On the third day, we found ourselves in the same home where we lived last year. The house had been unexpectedly vacated a few days before and we were thankful to be back in familiar territory with a Mango tree right outside our gate. The day we moved in, Martha said she smelled a rat. Generally that would not have concerned me, but I now know that Martha has inherited from her mother and her mother’s mother the ability to smell and identify almost anything. She said there was a cockroach smell (old sneakers) and a rat smell (ratty), and that cleaning would need to take on a new meaning. Martha worked the day we arrived, so I spent all day cleaning and preparing the bedroom. When she arrived home, her nose went immediately to work; she reported that the smell was still there, “cockroaches and rats”. She was right, over the next few days our hunt and destroy mission found cockroaches over-running the home, a rat under the stove, and about six months-worth of things that attract varmints (we’ll let your imagination run the course). The next week was consumed during our nonworking hour, hunting for sprays, boric acid, cleaning supplies for disinfecting, and finally Ethiopian incense that is reminiscent of a wise man (Frankincense). On the eighth day we gave up (almost biblical!). Martha said, “Forget patience, I need peace!”.

Yesterday we found a new spot, and although only one room, it has a lovely balcony with a soft evening breeze and a morning sunrise. We can now get on with our work at hand.

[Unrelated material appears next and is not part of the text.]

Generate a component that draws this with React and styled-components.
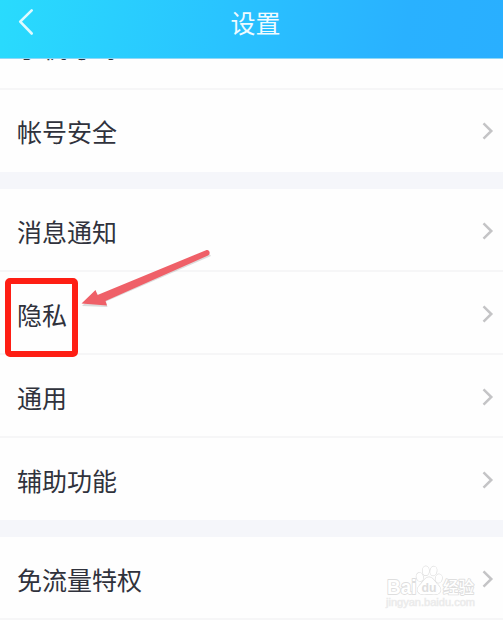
import React from 'react';
import styled, {createGlobalStyle} from "styled-components";

const GlobalStyle = createGlobalStyle`
    * {
        box-sizing: border-box;
    }
    body {
        margin: 0;
        background-color: #fefefe;
        font-family: "Noto Sans CJK SC", "Noto Sans", sans-serif;
        overflow: hidden;
    }
`
const Screen = styled.main`
    position: relative;
    display: flex;
    flex-direction: column;
    width: 503px;
    height: 620px;
    overflow: hidden;
`
const Header = styled.header`
    flex: none;
    display: grid;
    grid-template-columns: 53px 1fr 47px;
    align-items: center;
    height: 59px;
    padding-bottom: 13px;
    border-bottom: 1px solid #8fd8f7;
    background: linear-gradient(100deg, #29dbfd 0%, #29c3ff 45%, #29b1ff 80%, #29afff 100%);
`
const BackButton = styled.button`
    padding: 0 0 0 17px;
    height: 30px;
    border: 0;
    background: none;
    svg {
        display: block;
    }
`
const Title = styled.h1`
    margin: 0;
    padding-left: 2px;
    color: #f0fbff;
    font-size: 25px;
    font-weight: 400;
    line-height: 45px;
    text-align: center;
`
/*под шапкой видна только нижняя часть первой строки*/
const Content = styled.div`
    flex: 1;
    display: flex;
    flex-direction: column;
    justify-content: flex-end;
    min-height: 0;
    overflow: hidden;
`
const Row = styled.div`
    display: flex;
    align-items: center;
    justify-content: space-between;
    height: ${({$height}) => $height || 82}px;
    padding: 0 9px 0 17px;
    border-bottom: ${({$line}) => $line ? '2px solid #f6f6f7' : '0'};
    color: #30323c;
    font-size: 25px;
    line-height: 36px;
`
const Group = styled.section`
    flex: none;
    & + & {
        border-top: 17px solid #f5f6fa;
    }
    & + & ${Row} {
        padding-top: 2px;
    }
`
const HighlightBox = styled.div`
    position: absolute;
    left: 5px;
    top: 278px;
    width: 73px;
    height: 79px;
    border: 6px solid #fe1e14;
    border-radius: 5px;
`
const Arrow = styled.svg`
    position: absolute;
    left: 76px;
    top: 244px;
`
const Watermark = styled.svg`
    position: absolute;
    left: 380px;
    top: 560px;
`
const groups = [
    [
        {label: '手机号码', line: true, height: 84},
        {label: '帐号安全'}
    ],
    [
        {label: '消息通知', line: true, height: 83},
        {label: '隐私', line: true, height: 83},
        {label: '通用', line: true, height: 83},
        {label: '辅助功能'}
    ],
    [
        {label: '免流量特权', line: true, height: 83}
    ]
]

const Chevron = () => (
    <svg width="13" height="20" viewBox="0 0 13 20" fill="none">
        <path d="M2.5 2.3 10.3 10 2.5 17.7" stroke="#c4c4c6" strokeWidth="2.5"/>
    </svg>
)

const BaiduMark = () => (
    <Watermark width="110" height="54" viewBox="0 0 110 54">
        <g fill="#fff" stroke="#dedede" strokeWidth="1.8" paintOrder="stroke" strokeLinejoin="round">
            <text x="7" y="33.5" fontFamily="Liberation Sans, sans-serif" fontWeight="700" fontSize="20.5"
                  textLength="29.5" lengthAdjust="spacingAndGlyphs">Bai</text>
            <g strokeWidth="1.4">
                <ellipse cx="39.8" cy="17" rx="3.3" ry="4.2" transform="rotate(-15 39.8 17)"/>
                <ellipse cx="45.8" cy="10.8" rx="3.2" ry="4.5"/>
                <ellipse cx="53.5" cy="11" rx="3.2" ry="4.5" transform="rotate(10 53.5 11)"/>
                <ellipse cx="58.8" cy="18.5" rx="3.2" ry="4.2" transform="rotate(10 58.8 18.5)"/>
                <path d="M49 17.3c-3.6 0-5 3.6-7.6 6.1-3.3 3.1-4.8 5.4-3.4 8.4 1.7 3.4 5.8 2.5 11 2.5s9.5.9 11.2-2.5c1.4-3-.5-5.4-3.6-8.4-2.6-2.5-4-6.1-7.6-6.1Z"/>
            </g>
            <text x="63" y="33" fontSize="15.5" fontWeight="500"
                  fontFamily="Noto Sans CJK SC, sans-serif">经验</text>
        </g>
        <text x="6" y="46" fill="#e8e8e8" fontFamily="Liberation Sans, sans-serif"
              fontSize="10.5" stroke="#ececec" strokeWidth="0.5"
              textLength="89" lengthAdjust="spacingAndGlyphs">jingyan.baidu.com</text>
        <text x="41.5" y="32" fill="#dedede" fontFamily="Liberation Sans, sans-serif" fontWeight="700"
              fontSize="13" textLength="15" lengthAdjust="spacingAndGlyphs">du</text>
    </Watermark>
)

const App = () => {
    return (
        <Screen>
            <GlobalStyle/>
            <Header>
                <BackButton aria-label="返回">
                    <svg width="18" height="30" viewBox="0 0 18 30" fill="none">
                        <path d="M14.7 2.3 3.2 13.7 14.7 25.5" stroke="#defaff" strokeWidth="2.6"
                              strokeLinecap="round" strokeLinejoin="round"/>
                    </svg>
                </BackButton>
                <Title>设置</Title>
            </Header>
            <Content>
                {
                    groups.map((rows, index) => (
                        <Group key={index}>
                            {
                                rows.map(({label, line, height}) => (
                                    <Row key={label} $line={line} $height={height}>
                                        <span>{label}</span>
                                        <Chevron/>
                                    </Row>
                                ))
                            }
                        </Group>
                    ))
                }
            </Content>
            <HighlightBox/>
            <Arrow width="140" height="70" viewBox="0 0 140 70">
                <g transform="translate(1 2)" opacity="0.25">
                    <path d="M131 6 134 10 29 55.5 30.5 61 5 60 19 46 23 51Z" fill="#777"/>
                </g>
                <path d="M130 6.2c3.4-1.5 5.2 3.7 2 5.2L29.5 57l1.5 4.5L5.5 59.5 19.5 46l2 5Z" fill="#ef6068"/>
            </Arrow>
            <BaiduMark/>
        </Screen>
    );
}
export default App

On Fridays we restarted a tradition from last year’s Ambassador Scholars, of hosting at a variety of places around town a meal and sharing time. The event gives us some respite from work, lots of laughs and perspective from different disciplines. This year our group includes a law professor, an environmental specialist, a political activist on water quality and pollution, a writer with literature expertise, a physics professor and whomever else wants to join us. Of course, Friday was a reflective time, hearing of the global distress currently around the Middle East. We were all aware that citizens are suffering, especially families of those on the Ukrainian flight. Among our own American faculty group we represent four different countries of new immigrants or first-generation Americans, three faith traditions and women and men. We are just one interesting table, drawing attention from our Ethiopian servers, a wonderful expression of the melting pot of America. When we collectively hear how the University loves us, how our work is appreciated, how our being here brings joy and promise, then we are reminded of the role that Americans have in this world.

Give me your tired, your poor

Your huddled masses yearning to breathe free

The wretched refuse of your teeming shore,

Send those, the homeless tempest-tossed to me

I lift my lamp beside the golden door.

Emma Lazarus, a Jewish immigrant wrote these words. She knew, as we are all reminded daily in all walks of life, that America has an enormous role to play in justice and peace. Being in Ethiopia sharpens our wits, keeps us aware of the many privileges we have at home, and the many responsibilities we have to our neighbors. We wish to share with you the view from our Friday evening gathering watching a full moon rise over Lake Tana, seeing fish eagles swoop in for a catch and reed boats paddling net to net to collect tilapia. We feel privileged beyond measure to share this experience!

Sleep tight and don’t let the bed bugs bite! Enjoy your week by doing something unusually kind for someone!!